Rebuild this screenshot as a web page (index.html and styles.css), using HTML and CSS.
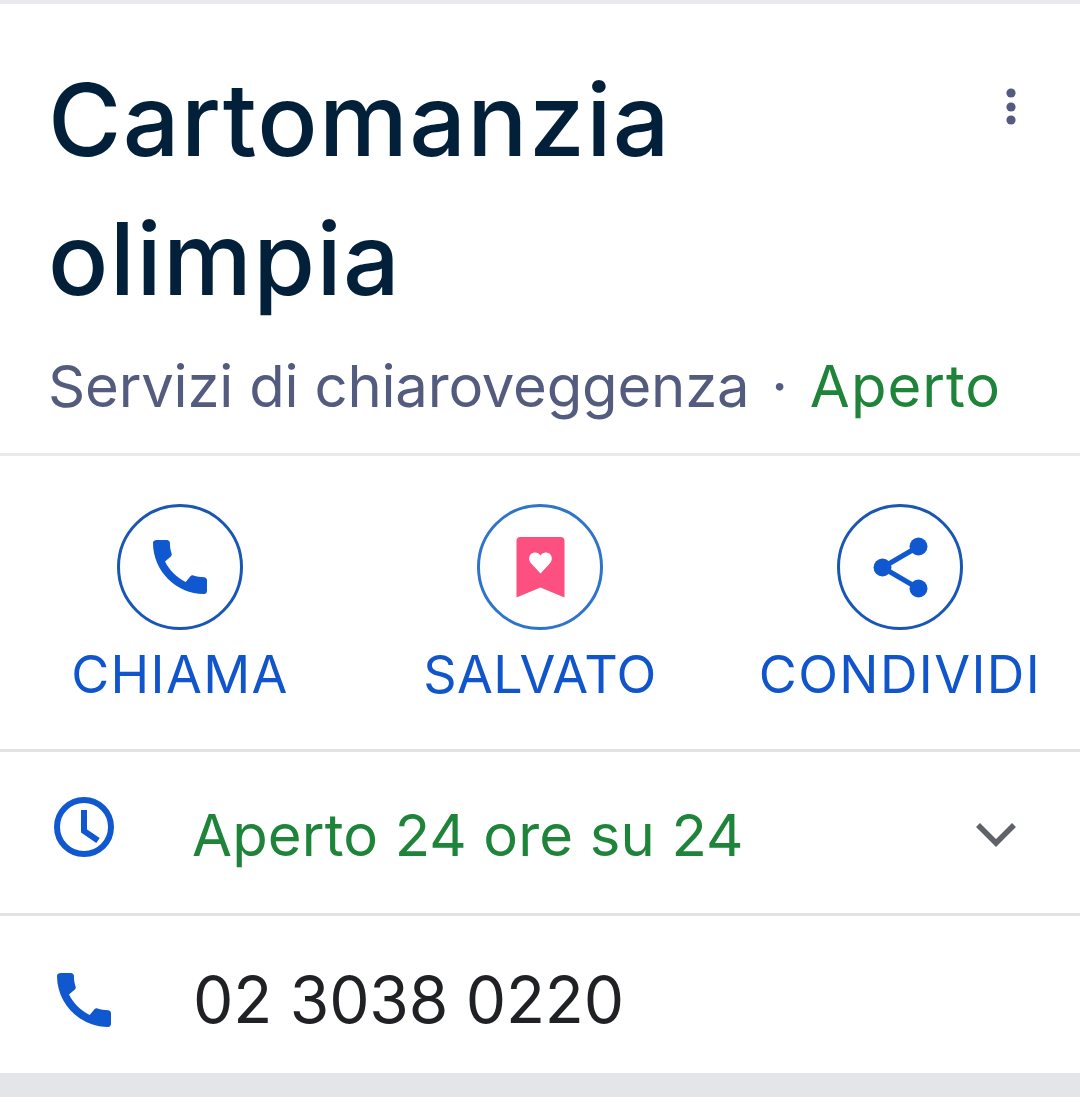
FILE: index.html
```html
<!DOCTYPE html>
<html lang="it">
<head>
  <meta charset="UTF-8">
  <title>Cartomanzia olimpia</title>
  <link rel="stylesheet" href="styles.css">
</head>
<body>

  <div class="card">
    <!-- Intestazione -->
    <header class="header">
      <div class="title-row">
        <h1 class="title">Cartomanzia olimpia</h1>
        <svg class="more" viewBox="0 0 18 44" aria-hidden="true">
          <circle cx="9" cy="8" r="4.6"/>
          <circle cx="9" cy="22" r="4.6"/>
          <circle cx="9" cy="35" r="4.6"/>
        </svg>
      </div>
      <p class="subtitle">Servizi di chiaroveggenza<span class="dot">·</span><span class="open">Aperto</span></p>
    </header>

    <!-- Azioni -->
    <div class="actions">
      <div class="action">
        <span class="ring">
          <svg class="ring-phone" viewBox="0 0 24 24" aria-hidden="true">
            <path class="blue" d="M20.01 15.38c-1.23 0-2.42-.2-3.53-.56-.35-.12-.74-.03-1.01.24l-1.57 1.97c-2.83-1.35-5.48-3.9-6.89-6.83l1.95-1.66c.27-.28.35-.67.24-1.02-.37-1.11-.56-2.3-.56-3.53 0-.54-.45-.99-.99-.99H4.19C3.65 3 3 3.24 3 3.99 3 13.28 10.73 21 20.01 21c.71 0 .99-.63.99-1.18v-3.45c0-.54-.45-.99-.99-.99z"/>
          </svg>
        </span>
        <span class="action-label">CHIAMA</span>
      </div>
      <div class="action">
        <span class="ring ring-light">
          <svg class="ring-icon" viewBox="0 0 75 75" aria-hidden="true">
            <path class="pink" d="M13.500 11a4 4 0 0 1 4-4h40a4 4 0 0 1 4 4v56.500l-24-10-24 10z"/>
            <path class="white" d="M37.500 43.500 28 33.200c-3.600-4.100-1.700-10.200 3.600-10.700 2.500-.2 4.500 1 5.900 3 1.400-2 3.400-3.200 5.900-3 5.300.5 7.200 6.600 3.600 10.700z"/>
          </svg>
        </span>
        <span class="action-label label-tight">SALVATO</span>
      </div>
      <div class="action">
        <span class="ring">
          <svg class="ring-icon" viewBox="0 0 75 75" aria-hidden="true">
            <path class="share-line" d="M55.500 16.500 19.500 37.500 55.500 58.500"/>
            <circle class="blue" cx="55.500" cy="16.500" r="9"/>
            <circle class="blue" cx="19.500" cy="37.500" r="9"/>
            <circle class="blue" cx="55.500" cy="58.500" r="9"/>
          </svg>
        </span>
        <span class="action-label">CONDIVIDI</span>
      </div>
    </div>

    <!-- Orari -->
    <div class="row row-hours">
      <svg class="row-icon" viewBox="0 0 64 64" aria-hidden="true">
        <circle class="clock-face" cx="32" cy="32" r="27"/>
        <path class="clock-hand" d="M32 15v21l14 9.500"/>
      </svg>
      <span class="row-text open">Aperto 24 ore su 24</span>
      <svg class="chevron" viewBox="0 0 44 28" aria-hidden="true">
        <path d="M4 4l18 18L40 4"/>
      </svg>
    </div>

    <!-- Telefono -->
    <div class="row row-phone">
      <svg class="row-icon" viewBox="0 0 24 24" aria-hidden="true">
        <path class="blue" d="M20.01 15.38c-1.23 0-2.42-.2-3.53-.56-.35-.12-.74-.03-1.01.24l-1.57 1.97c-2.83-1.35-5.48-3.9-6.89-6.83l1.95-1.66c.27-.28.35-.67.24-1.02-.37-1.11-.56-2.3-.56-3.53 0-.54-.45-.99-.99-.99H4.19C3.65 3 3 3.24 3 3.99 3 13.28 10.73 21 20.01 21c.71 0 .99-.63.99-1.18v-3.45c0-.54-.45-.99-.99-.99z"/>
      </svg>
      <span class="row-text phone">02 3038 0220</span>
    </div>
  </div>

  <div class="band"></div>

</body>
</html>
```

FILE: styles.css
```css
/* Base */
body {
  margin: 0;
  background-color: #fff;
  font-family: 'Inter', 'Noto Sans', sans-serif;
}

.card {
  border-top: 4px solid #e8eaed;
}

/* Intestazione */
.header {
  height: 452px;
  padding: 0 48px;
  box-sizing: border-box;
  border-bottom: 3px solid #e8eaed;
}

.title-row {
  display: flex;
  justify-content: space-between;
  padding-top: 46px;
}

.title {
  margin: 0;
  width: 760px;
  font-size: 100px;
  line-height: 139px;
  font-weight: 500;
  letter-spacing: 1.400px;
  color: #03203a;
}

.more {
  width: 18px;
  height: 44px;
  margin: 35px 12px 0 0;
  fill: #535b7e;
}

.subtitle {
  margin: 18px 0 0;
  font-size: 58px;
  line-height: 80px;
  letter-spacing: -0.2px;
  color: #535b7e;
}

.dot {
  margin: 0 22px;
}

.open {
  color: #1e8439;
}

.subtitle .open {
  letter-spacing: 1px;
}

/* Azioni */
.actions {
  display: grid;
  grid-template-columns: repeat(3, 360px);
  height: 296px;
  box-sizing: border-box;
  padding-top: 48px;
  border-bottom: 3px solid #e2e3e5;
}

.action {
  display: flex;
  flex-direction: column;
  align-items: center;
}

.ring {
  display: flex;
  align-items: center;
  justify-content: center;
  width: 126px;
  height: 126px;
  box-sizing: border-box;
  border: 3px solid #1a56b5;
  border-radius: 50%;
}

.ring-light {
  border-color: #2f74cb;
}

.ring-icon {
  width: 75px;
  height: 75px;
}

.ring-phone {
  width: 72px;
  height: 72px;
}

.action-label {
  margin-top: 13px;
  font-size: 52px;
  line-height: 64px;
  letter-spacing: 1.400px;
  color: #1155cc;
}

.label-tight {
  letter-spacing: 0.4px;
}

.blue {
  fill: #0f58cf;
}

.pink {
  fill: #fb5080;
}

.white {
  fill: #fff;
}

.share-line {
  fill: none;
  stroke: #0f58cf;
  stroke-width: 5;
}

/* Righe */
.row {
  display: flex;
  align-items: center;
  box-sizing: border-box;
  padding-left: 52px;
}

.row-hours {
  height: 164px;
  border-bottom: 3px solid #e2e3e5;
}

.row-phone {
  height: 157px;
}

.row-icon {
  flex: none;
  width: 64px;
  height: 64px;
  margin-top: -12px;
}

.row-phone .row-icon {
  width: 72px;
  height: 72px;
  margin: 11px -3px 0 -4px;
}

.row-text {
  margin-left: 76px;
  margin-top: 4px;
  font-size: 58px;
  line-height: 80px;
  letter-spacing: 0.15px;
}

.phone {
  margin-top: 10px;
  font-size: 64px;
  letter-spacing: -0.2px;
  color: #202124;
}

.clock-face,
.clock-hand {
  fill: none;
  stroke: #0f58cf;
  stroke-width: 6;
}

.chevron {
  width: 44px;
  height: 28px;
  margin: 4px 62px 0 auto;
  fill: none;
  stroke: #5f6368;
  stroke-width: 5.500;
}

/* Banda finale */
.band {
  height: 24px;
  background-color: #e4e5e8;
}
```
****************************************
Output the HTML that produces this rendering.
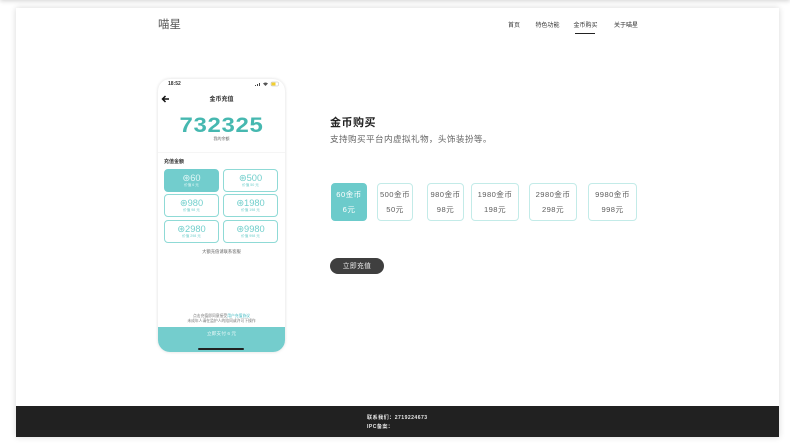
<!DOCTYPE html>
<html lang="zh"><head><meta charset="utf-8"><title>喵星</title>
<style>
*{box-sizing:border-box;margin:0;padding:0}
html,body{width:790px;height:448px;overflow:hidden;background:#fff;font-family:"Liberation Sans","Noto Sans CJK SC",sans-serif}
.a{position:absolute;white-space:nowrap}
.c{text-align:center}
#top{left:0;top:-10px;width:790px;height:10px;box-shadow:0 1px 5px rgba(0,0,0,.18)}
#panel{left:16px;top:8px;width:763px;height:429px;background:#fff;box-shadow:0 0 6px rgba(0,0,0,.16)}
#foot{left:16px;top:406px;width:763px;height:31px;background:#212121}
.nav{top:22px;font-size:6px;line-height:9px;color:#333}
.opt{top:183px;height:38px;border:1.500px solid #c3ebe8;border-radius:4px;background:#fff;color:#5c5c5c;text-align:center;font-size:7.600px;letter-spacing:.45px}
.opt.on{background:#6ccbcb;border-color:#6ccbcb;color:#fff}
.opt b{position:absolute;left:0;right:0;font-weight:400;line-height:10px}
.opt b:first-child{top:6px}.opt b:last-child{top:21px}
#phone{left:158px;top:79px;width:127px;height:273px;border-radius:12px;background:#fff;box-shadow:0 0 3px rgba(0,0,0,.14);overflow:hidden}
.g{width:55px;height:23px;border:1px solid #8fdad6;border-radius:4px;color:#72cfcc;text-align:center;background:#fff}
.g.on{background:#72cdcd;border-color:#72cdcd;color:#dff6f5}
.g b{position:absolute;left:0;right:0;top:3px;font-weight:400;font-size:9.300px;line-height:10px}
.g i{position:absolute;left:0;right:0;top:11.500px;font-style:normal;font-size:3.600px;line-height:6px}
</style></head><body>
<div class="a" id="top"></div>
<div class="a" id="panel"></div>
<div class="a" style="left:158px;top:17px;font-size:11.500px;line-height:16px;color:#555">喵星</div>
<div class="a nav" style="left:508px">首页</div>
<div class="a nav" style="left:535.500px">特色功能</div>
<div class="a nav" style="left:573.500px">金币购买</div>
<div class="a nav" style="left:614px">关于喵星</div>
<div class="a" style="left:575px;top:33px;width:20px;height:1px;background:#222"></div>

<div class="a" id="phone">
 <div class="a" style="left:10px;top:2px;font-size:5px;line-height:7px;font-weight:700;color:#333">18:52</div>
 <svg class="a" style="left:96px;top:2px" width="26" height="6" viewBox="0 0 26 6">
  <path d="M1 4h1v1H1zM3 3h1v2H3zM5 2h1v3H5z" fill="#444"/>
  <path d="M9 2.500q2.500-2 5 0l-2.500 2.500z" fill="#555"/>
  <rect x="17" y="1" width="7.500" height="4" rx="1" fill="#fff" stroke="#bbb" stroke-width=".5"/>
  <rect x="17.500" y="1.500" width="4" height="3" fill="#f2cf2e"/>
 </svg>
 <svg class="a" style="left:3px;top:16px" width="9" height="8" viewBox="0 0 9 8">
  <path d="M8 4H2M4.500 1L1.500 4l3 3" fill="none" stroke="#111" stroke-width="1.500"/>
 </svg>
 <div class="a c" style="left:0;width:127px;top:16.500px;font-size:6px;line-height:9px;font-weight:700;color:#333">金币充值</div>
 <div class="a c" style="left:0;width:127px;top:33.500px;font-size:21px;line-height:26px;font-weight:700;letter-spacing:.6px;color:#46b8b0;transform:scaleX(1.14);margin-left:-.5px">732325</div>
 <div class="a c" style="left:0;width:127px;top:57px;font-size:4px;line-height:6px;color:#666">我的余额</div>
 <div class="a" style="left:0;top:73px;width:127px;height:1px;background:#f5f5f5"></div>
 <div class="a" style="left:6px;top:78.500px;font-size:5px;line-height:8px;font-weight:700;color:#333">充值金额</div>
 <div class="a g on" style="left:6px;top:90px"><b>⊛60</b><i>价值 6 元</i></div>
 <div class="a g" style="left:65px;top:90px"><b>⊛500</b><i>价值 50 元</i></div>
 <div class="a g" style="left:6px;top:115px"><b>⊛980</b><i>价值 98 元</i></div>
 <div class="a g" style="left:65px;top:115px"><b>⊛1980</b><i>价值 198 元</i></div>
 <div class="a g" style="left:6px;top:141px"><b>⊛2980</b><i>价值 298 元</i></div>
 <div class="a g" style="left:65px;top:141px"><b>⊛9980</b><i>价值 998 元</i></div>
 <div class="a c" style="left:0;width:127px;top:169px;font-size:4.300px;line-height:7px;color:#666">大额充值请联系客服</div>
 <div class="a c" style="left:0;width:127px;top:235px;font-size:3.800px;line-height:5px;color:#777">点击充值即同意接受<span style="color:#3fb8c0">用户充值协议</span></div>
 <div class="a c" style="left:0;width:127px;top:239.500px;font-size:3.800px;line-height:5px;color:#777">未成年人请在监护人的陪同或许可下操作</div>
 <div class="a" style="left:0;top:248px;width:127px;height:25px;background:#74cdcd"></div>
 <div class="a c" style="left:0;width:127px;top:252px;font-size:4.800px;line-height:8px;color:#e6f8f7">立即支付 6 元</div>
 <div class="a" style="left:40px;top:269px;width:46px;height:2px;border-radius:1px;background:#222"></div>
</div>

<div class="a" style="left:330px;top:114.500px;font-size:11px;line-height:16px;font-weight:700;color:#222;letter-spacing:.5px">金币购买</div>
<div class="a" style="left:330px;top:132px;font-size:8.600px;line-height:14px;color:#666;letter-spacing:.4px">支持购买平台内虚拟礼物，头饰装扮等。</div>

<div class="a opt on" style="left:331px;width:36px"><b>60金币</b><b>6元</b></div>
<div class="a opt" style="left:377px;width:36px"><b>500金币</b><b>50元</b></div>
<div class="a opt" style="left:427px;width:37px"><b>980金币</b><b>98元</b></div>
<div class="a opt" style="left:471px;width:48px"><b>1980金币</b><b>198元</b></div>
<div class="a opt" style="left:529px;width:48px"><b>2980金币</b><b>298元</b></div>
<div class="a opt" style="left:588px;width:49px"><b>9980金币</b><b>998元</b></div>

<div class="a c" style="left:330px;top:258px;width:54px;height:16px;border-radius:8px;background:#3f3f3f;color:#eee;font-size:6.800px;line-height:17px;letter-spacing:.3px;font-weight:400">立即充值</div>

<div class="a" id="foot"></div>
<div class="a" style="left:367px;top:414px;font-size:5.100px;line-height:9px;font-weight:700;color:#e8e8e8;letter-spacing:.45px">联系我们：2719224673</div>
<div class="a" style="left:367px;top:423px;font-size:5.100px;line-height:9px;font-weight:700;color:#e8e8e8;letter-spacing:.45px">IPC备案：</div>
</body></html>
****************************************
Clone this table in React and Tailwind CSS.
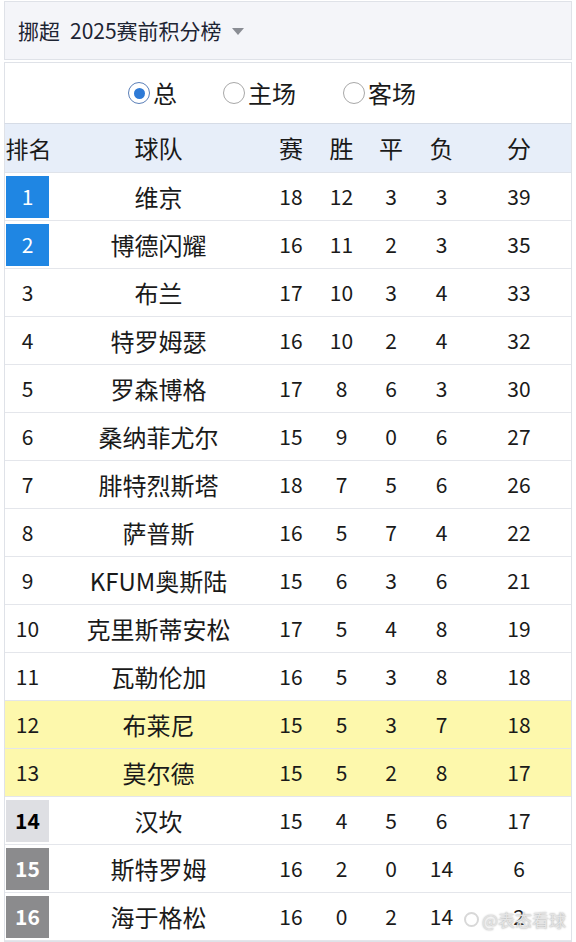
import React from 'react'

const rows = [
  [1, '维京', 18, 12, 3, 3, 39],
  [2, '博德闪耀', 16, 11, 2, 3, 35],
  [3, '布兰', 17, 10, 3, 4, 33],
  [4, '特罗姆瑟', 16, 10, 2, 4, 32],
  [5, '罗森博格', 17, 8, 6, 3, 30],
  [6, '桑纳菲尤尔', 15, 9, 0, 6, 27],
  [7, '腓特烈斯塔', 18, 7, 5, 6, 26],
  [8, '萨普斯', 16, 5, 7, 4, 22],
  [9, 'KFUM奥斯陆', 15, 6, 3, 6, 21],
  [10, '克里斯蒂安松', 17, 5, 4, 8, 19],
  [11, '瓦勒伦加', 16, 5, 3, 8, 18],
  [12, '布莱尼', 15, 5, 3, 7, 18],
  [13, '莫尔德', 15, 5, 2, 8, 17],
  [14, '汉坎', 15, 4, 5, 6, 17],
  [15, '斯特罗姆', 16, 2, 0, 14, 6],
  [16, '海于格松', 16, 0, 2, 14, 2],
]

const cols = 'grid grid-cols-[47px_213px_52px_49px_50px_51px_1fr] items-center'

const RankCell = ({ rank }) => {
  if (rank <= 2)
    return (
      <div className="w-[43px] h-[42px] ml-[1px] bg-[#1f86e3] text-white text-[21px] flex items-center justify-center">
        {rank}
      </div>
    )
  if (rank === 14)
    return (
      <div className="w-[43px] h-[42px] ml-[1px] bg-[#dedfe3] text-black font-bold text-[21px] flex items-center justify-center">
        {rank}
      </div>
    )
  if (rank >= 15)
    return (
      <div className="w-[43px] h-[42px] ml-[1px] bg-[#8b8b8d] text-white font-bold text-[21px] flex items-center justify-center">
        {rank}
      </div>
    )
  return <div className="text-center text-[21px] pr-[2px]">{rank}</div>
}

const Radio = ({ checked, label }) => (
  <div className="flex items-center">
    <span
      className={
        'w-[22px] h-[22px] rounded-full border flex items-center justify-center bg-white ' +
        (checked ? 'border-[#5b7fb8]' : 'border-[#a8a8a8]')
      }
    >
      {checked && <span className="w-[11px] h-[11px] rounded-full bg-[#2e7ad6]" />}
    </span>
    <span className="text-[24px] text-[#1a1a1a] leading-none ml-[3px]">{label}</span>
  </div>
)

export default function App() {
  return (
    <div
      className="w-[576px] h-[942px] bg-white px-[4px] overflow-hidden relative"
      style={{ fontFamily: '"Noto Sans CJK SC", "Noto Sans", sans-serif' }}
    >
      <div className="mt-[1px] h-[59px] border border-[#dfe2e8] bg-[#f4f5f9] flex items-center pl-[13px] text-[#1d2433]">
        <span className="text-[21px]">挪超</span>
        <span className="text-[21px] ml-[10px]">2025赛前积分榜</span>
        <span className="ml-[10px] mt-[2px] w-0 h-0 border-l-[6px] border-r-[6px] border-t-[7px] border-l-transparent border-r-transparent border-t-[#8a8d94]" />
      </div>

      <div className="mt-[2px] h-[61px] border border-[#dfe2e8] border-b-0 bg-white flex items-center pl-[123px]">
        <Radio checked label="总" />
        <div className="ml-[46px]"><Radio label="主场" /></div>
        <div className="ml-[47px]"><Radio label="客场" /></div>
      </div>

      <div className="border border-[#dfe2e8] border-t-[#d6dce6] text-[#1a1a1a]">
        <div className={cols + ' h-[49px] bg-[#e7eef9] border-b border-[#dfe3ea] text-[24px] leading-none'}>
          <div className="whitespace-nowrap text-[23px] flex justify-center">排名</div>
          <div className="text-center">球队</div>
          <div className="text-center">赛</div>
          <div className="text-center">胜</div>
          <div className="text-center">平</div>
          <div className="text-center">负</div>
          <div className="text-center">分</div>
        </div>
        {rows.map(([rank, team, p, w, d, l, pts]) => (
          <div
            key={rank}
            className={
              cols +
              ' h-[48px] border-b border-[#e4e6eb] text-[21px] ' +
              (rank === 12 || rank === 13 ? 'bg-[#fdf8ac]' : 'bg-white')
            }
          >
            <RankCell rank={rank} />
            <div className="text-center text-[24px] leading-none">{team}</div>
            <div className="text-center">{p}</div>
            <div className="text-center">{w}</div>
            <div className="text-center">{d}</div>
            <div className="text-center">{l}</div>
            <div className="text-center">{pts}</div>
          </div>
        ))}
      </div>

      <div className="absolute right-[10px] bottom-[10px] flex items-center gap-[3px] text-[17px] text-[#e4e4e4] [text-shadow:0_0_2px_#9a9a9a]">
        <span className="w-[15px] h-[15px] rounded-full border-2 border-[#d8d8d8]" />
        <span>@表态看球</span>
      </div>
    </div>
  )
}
****************************************
**EXERCISE TASK**
From the material above, reproduce only what runs from the line holding "Clone this table in React and Tailwind CSS." down to the line holding "const cols = 'grid", both included, pictures excluded.

**TASK ANSWER**
Clone this table in React and Tailwind CSS.
import React from 'react'

const rows = [
  [1, '维京', 18, 12, 3, 3, 39],
  [2, '博德闪耀', 16, 11, 2, 3, 35],
  [3, '布兰', 17, 10, 3, 4, 33],
  [4, '特罗姆瑟', 16, 10, 2, 4, 32],
  [5, '罗森博格', 17, 8, 6, 3, 30],
  [6, '桑纳菲尤尔', 15, 9, 0, 6, 27],
  [7, '腓特烈斯塔', 18, 7, 5, 6, 26],
  [8, '萨普斯', 16, 5, 7, 4, 22],
  [9, 'KFUM奥斯陆', 15, 6, 3, 6, 21],
  [10, '克里斯蒂安松', 17, 5, 4, 8, 19],
  [11, '瓦勒伦加', 16, 5, 3, 8, 18],
  [12, '布莱尼', 15, 5, 3, 7, 18],
  [13, '莫尔德', 15, 5, 2, 8, 17],
  [14, '汉坎', 15, 4, 5, 6, 17],
  [15, '斯特罗姆', 16, 2, 0, 14, 6],
  [16, '海于格松', 16, 0, 2, 14, 2],
]

const cols = 'grid grid-cols-[47px_213px_52px_49px_50px_51px_1fr] items-center'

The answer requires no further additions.